Best of all, though, was the bizarre young guy wearing the pith helmet, red gloves and rock-star sunglasses (women’s sunglasses, I think). I’d nearly reached the lighthouse at the tip of Split Rock Point; soon I’d have to choose between braving the evening broad lake and steering back to land in search of a campsite. The wind was still going, but less so. I was counting sailboats. Mr. Pith Helmet made 48.
He was sitting in the stern of a canoe, down in the hull rather than up on a seat. It was an odd canoe, perhaps homemade, at the very least modified to some specific purpose all his own. It had a mast, but no boom, and a single sail made of green tarp that only sort of caught the wind. He was heading south and was clearly out for the night, maybe even on his way to the locks at Whitehall, then the Champlain Canal, Hudson River, then New York City. There was an air of adventure about him. He was committed.

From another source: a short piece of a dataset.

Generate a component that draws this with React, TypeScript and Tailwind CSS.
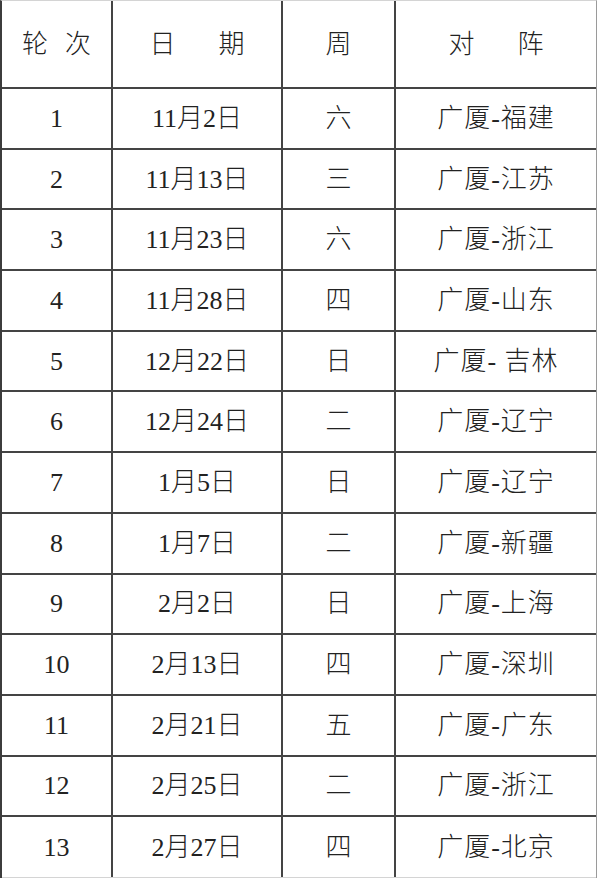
const rows: [string, string, string, string][] = [
  ["1", "11月2日", "六", "广厦-福建"],
  ["2", "11月13日", "三", "广厦-江苏"],
  ["3", "11月23日", "六", "广厦-浙江"],
  ["4", "11月28日", "四", "广厦-山东"],
  ["5", "12月22日", "日", "广厦- 吉林"],
  ["6", "12月24日", "二", "广厦-辽宁"],
  ["7", "1月5日", "日", "广厦-辽宁"],
  ["8", "1月7日", "二", "广厦-新疆"],
  ["9", "2月2日", "日", "广厦-上海"],
  ["10", "2月13日", "四", "广厦-深圳"],
  ["11", "2月21日", "五", "广厦-广东"],
  ["12", "2月25日", "二", "广厦-浙江"],
  ["13", "2月27日", "四", "广厦-北京"],
];

const font = { fontFamily: '"Liberation Serif", "Noto Sans CJK SC", serif' };

export default function App() {
  return (
    <div
      className="w-[597px] h-[878px] overflow-hidden bg-white text-[26px] font-light text-[#222] border-t border-t-[#d4d4d4] border-l-2 border-l-[#3c3c3c] border-r border-r-[#9a9a9a]"
      style={font}
    >
      {/* header */}
      <div className="flex h-[88px] border-b-2 border-b-[#444]">
        <div className="w-[111px] flex items-center justify-center gap-[17px] border-r-2 border-r-[#444]">
          <span>轮</span>
          <span>次</span>
        </div>
        <div className="w-[170px] flex items-center justify-center gap-[43px] border-r-2 border-r-[#444]">
          <span>日</span>
          <span>期</span>
        </div>
        <div className="w-[113px] flex items-center justify-center border-r-2 border-r-[#444]">
          周
        </div>
        <div className="flex-1 flex items-center justify-center gap-[43px]">
          <span>对</span>
          <span>阵</span>
        </div>
      </div>

      {rows.map(([n, date, day, match], i) => (
        <div
          key={n}
          className={
            i === rows.length - 1
              ? "flex h-[60.7px] border-b border-b-[#d4d4d4]"
              : "flex h-[60.7px] border-b-2 border-b-[#444]"
          }
        >
          <div className="w-[111px] flex items-center justify-center border-r-2 border-r-[#444]">{n}</div>
          <div className="w-[170px] flex items-center justify-center border-r-2 border-r-[#444]">{date}</div>
          <div className="w-[113px] flex items-center justify-center border-r-2 border-r-[#444]">{day}</div>
          <div className="flex-1 flex items-center justify-center whitespace-pre tracking-[1px]">{match}</div>
        </div>
      ))}
    </div>
  );
}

I looked at the guy. He looked at me. Neither of us said a word or nodded or acknowledged the other’s presence other than by looking. He stared and I stared and that was enough. It might have been my own soggy brain getting the best of me again, but for a moment it really did feel like we were of a single mind. I am a lakeman, a questing youth, a weirdo with no aim but to absorb the beauty of the day, the passing height of summer, this water, this wind, these shadows reaching out from the steeps of the Split Rock coast. We thought this together, or so it seemed, and then—splash, splash—I kicked myself away, my neon salmon-colored flag flying proud overhead. There was much lake ahead of me still to swim.